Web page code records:
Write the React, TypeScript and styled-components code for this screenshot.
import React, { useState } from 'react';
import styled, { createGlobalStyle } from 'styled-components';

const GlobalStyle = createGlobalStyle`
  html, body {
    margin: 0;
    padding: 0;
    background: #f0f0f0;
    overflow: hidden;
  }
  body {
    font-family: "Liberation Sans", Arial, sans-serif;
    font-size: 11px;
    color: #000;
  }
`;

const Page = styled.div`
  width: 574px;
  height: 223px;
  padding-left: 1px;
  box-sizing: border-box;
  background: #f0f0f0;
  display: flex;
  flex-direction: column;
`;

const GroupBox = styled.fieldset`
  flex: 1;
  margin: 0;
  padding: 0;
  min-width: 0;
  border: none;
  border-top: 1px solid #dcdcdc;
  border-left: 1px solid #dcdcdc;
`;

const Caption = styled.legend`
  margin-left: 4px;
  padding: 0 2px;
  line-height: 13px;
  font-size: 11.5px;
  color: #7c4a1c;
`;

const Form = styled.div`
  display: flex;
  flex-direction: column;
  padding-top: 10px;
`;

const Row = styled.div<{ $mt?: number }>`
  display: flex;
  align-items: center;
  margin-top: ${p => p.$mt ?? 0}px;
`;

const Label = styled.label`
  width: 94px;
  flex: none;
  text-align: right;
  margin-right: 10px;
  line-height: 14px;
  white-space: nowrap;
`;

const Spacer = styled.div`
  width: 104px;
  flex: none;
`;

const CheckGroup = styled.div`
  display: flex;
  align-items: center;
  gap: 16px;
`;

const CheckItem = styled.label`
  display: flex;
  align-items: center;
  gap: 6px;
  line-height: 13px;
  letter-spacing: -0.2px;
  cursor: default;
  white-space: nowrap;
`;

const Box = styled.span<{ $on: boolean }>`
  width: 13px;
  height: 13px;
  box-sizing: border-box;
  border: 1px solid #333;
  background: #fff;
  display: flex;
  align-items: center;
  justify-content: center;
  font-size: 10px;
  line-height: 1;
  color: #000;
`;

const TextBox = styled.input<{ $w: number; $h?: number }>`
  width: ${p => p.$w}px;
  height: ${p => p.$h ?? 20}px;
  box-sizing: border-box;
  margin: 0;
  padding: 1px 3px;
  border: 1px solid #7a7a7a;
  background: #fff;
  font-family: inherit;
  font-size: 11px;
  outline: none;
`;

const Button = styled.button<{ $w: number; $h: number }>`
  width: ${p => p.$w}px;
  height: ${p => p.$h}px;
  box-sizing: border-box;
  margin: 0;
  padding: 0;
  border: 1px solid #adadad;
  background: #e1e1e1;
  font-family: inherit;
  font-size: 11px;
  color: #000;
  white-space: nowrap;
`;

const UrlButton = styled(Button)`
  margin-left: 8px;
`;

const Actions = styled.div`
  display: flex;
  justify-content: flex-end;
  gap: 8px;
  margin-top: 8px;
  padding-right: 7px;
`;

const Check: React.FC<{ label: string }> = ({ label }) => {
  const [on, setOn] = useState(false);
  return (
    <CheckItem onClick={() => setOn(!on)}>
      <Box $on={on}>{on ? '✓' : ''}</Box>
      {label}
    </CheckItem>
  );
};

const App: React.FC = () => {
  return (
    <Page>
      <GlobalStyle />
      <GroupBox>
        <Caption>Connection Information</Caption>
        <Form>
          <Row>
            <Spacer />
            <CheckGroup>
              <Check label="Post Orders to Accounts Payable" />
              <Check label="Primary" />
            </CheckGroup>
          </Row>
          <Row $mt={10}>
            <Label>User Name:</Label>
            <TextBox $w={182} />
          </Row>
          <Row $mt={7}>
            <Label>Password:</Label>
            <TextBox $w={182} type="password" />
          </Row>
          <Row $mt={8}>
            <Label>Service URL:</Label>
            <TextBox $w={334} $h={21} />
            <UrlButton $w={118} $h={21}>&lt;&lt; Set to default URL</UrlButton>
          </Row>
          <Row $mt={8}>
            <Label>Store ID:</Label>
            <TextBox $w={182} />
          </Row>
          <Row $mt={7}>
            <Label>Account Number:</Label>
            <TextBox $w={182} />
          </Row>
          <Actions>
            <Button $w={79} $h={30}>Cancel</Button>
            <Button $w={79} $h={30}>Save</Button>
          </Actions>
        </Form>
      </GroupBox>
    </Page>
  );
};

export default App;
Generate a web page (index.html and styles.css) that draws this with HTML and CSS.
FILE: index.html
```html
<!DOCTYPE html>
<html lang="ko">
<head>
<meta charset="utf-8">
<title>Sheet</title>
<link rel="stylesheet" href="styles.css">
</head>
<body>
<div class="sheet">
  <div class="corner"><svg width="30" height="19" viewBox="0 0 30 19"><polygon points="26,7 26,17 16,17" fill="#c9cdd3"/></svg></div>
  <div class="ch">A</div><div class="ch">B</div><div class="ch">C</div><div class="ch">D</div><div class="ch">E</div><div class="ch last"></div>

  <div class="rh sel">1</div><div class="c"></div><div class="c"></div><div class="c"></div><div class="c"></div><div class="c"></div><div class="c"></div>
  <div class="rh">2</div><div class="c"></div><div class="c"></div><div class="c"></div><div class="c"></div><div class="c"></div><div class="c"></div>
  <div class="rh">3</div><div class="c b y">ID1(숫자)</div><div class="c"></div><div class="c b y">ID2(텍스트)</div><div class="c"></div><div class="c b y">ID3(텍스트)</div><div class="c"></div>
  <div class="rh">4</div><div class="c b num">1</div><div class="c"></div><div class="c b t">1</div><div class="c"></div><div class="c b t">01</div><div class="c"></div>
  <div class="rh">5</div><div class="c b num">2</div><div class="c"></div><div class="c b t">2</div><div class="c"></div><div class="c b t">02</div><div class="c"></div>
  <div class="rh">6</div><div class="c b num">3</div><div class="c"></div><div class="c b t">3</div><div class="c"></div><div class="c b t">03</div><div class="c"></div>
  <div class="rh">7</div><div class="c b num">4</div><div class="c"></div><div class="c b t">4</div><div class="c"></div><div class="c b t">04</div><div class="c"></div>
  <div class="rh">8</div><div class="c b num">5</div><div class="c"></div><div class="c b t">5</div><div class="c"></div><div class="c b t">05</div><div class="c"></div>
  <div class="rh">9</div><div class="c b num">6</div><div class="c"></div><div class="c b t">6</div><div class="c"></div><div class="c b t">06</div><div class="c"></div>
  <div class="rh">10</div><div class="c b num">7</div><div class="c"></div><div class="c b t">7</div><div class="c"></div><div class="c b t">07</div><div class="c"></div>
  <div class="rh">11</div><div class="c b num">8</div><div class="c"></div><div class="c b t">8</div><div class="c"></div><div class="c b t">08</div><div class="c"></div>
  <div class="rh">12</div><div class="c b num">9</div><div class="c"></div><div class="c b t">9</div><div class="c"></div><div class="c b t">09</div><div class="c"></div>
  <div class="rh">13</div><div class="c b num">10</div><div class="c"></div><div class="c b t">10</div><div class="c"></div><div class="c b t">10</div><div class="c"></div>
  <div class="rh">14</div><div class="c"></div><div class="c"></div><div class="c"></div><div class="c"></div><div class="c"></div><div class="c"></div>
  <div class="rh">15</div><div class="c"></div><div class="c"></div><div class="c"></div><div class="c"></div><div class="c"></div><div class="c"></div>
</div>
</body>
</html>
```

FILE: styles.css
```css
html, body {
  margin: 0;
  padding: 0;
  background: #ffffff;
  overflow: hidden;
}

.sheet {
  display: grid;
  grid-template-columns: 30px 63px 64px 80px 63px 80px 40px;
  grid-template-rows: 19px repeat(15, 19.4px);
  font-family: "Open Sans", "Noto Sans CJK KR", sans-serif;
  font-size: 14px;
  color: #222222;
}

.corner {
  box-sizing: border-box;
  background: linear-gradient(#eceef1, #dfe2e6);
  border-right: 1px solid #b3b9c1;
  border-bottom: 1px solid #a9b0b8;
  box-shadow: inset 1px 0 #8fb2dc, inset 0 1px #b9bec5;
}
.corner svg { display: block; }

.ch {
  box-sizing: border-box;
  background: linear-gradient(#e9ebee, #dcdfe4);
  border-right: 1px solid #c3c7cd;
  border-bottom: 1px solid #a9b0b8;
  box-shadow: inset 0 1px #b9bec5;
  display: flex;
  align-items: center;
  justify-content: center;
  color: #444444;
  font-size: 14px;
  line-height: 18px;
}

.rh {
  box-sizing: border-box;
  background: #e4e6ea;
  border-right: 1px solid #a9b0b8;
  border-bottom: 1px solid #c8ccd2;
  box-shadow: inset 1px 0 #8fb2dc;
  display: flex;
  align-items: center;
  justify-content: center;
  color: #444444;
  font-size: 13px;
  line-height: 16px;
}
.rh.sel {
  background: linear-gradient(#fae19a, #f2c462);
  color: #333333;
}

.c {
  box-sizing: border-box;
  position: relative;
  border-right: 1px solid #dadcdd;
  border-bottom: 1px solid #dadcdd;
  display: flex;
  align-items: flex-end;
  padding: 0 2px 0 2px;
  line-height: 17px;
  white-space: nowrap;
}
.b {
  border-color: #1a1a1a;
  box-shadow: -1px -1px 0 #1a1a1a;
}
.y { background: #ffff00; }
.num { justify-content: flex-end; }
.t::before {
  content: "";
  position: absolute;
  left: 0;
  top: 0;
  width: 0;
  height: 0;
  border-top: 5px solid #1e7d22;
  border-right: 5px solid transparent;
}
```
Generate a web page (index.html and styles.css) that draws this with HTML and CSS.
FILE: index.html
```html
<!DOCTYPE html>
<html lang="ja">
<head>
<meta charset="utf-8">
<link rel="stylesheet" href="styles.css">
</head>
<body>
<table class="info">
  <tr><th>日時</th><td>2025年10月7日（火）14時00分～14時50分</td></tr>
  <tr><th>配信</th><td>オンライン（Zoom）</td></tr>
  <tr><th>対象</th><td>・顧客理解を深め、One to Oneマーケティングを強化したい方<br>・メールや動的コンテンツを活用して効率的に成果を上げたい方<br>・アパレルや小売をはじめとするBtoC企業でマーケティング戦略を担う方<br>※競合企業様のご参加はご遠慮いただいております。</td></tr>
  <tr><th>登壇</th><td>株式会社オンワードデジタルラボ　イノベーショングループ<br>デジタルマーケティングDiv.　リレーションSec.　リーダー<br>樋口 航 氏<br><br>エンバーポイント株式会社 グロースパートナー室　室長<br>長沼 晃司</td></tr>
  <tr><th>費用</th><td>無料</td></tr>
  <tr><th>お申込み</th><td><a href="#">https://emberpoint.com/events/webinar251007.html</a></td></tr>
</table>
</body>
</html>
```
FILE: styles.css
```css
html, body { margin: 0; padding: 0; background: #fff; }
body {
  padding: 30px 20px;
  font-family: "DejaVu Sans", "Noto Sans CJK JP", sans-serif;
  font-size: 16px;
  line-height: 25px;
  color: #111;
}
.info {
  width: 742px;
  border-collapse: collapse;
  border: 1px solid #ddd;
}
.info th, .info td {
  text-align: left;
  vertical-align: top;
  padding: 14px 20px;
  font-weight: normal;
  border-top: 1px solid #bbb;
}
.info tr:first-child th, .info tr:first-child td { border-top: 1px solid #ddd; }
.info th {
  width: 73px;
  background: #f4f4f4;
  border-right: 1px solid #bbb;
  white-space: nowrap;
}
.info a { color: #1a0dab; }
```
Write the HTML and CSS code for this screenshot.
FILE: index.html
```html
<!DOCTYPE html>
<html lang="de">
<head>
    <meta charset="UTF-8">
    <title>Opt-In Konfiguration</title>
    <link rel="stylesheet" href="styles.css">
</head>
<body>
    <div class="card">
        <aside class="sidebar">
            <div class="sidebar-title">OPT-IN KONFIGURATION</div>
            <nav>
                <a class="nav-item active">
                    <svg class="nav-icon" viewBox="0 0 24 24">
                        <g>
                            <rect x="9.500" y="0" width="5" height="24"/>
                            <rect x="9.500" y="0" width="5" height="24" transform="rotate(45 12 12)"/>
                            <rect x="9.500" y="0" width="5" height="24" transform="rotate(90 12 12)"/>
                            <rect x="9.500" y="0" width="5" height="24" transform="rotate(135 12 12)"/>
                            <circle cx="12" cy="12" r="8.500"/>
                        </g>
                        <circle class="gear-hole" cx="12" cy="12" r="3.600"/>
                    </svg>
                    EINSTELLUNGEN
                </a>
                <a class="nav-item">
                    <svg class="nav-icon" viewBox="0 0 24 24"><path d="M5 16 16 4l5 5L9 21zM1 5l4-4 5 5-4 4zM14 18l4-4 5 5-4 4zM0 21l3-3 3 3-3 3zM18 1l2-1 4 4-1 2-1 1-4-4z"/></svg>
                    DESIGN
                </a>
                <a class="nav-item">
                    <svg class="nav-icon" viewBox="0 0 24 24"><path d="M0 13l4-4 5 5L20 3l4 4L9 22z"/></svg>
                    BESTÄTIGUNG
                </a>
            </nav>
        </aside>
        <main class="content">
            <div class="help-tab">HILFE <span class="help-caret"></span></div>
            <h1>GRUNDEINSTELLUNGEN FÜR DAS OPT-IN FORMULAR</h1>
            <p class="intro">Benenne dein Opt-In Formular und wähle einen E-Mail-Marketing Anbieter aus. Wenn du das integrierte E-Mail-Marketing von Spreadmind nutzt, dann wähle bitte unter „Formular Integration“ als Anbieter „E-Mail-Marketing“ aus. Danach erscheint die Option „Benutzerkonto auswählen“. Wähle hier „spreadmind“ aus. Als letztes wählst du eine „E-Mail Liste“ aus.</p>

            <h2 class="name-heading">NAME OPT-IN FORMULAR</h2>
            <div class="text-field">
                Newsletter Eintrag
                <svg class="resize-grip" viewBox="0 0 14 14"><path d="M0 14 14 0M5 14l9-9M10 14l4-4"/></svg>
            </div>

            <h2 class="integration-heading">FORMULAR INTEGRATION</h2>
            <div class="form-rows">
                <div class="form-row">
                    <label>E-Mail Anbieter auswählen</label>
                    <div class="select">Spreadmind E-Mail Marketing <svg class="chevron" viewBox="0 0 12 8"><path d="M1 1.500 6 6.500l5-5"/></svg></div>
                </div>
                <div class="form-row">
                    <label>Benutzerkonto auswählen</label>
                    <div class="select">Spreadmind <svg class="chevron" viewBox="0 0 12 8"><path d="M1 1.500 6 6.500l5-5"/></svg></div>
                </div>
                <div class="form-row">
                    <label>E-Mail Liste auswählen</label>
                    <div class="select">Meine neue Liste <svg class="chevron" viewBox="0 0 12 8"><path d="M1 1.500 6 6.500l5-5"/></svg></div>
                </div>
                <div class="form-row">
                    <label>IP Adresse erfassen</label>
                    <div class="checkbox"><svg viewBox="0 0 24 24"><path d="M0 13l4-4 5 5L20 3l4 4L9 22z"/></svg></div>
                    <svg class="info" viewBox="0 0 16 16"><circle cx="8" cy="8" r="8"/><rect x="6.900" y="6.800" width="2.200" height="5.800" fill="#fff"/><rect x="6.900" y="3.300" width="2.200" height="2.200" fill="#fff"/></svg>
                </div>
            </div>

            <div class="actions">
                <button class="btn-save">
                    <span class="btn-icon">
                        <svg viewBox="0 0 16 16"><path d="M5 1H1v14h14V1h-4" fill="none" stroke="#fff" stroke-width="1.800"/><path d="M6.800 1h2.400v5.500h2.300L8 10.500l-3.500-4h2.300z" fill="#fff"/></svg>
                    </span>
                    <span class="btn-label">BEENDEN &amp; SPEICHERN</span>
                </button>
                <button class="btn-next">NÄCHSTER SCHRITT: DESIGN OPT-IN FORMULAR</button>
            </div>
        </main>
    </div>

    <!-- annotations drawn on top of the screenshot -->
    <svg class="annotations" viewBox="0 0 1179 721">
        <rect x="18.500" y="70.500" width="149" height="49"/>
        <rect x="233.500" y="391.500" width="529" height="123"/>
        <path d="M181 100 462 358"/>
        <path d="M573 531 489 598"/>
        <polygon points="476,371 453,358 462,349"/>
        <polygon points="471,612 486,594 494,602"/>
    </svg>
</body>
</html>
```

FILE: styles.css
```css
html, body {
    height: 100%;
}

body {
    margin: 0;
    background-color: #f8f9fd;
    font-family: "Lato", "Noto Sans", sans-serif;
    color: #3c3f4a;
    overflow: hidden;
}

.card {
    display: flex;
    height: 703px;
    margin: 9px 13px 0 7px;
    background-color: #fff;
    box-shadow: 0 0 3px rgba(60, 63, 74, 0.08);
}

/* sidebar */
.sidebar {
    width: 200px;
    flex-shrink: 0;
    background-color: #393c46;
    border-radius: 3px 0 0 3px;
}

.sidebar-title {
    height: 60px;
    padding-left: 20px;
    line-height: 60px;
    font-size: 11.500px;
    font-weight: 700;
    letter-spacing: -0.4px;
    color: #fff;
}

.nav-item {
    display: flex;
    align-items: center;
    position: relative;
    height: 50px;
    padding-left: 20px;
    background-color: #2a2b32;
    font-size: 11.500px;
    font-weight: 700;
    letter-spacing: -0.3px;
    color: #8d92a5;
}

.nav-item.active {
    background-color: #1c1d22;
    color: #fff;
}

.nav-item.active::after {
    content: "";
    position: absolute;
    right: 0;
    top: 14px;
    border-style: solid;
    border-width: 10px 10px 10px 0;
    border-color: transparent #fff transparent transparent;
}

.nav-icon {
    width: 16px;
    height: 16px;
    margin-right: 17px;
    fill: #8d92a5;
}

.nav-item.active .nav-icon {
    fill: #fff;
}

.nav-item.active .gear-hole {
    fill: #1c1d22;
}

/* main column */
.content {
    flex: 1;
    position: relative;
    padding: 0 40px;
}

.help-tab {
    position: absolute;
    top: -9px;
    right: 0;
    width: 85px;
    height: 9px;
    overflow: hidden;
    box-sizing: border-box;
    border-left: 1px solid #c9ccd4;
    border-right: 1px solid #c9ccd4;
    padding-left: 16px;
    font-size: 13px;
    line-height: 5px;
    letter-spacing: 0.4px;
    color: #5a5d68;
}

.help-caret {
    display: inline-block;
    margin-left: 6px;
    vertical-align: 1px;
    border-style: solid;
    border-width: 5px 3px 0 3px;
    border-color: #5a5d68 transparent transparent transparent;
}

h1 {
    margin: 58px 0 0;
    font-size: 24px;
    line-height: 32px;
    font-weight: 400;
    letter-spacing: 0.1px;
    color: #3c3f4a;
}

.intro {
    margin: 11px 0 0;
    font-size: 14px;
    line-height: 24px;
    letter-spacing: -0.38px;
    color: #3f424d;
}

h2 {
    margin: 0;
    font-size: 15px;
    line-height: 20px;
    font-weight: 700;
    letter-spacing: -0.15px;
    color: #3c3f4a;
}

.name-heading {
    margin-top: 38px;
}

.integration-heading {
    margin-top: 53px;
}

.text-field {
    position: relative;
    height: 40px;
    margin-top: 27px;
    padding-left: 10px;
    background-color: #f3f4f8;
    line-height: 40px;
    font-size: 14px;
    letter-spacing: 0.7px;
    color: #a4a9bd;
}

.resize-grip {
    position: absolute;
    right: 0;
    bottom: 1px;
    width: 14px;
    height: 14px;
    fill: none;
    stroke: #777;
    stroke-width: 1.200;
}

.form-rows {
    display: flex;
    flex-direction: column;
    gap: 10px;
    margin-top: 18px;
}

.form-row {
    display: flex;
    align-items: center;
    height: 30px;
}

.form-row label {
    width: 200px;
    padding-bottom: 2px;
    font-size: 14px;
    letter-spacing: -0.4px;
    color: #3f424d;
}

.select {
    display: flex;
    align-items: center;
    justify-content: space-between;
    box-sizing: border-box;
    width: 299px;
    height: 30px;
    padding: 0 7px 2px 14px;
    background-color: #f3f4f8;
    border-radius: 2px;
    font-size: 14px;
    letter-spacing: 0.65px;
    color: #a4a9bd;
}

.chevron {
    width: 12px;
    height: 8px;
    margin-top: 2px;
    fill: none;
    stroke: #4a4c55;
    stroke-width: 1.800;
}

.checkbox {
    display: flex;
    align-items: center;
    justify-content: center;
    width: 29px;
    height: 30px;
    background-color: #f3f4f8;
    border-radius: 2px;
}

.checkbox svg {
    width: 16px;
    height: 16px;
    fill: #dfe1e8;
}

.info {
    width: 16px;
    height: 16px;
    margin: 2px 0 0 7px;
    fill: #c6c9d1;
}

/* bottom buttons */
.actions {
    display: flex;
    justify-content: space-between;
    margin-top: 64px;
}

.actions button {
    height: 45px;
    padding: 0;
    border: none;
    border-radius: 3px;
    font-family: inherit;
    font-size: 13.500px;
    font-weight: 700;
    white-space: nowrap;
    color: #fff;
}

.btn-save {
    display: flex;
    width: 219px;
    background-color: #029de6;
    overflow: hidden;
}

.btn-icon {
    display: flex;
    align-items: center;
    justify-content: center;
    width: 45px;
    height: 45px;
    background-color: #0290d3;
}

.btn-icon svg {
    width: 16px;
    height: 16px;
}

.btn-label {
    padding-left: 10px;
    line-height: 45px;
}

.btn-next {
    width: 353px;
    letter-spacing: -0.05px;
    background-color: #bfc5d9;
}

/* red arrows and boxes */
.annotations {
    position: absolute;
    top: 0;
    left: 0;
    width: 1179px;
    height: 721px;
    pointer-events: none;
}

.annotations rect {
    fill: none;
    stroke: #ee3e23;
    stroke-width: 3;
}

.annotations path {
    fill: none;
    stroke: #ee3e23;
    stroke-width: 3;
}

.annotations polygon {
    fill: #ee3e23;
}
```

## Your objective:
Scan the lines for the string "this". Pick out every line that has it.

## Finished task:
Write the React, TypeScript and styled-components code for this screenshot.
Generate a web page (index.html and styles.css) that draws this with HTML and CSS.
Generate a web page (index.html and styles.css) that draws this with HTML and CSS.
Write the HTML and CSS code for this screenshot.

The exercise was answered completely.